Digging Up the Fort – first-hand perspectives on the archaeological findings at Old Fort Erie
The Niagara Parks Commission is pleased to be hosting another of its popular Speaker Series events, on Wednesday, June 7 from 7:00 p.m. to 9:00 p.m., at its Old Fort Erie Welcome Centre Theatre. Join us for an evening of fascinating insight into the archaeological findings of the famed 1987 excavation at Snake Hill, as well as the more recent findings uncovered by archaeological digs that have taken place in and around Old Fort Erie, over the past five years.
This year marks the 30th anniversary of the excavation at Snake Hill, where the remains of 28 US soldiers who perished during the 1814 American siege were discovered on private property in Fort Erie. Dr. Robert MacDonald, who played a key role in the excavation, will speak to the significance of this discovery and the impacts it has had on our understanding of this major event in the War of 1812.
Dr. John Triggs, a professor at Wilfred Laurier University, will speak to the findings uncovered by his teams of students that have participated in archaeological excavations in Fort Erie, as part of their fieldwork, since 2012. Conducted this year from early May through to mid-June, Dr. Triggs has led another team of students in this historical pursuit, introducing them to modern archaeological techniques while searching for features relating to the 1814 siege of Fort Erie by American troops. As well, Dr. Triggs and his students have and will continue to search for remnants of the original British fort, which was constructed at this location. This fort is considered to have been the oldest British military fort built in Ontario, dating back to the 1760s.
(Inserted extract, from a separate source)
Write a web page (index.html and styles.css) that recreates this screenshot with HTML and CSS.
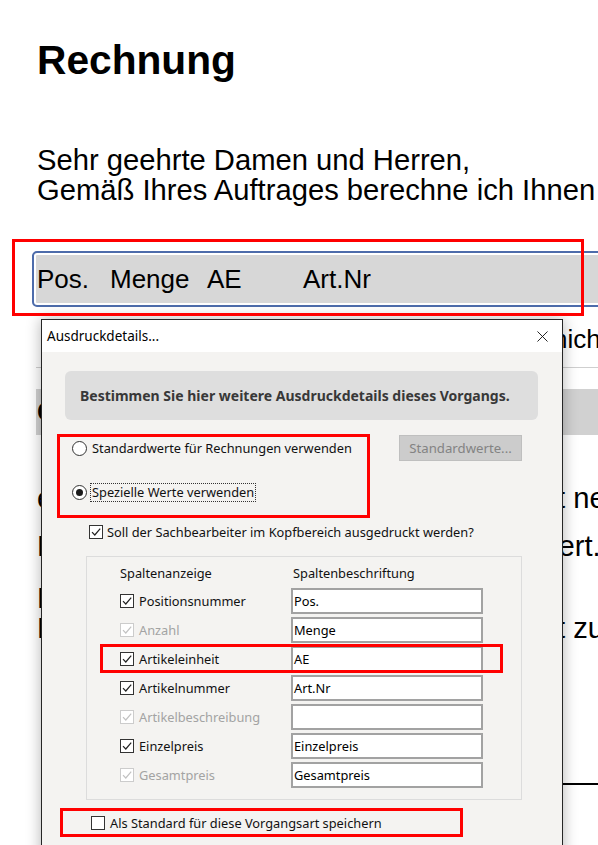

Admission to the event is free to the public. Do not miss this unique opportunity to learn more about the physical discoveries, which have resulted in monumental breakthroughs in our interpretation of the past and understanding of the War of 1812 and its impacts on the development of the Niagara Region and this country. The cultural heritage stories that characterize the lands along the 56 kilometre Niagara River corridor, which Niagara Parks has been mandated to protect, represent a truly unique chapter of the broader Canadian narrative that we are all celebrating in 2017, the sesquicentennial anniversary of Confederation and the founding of Ontario.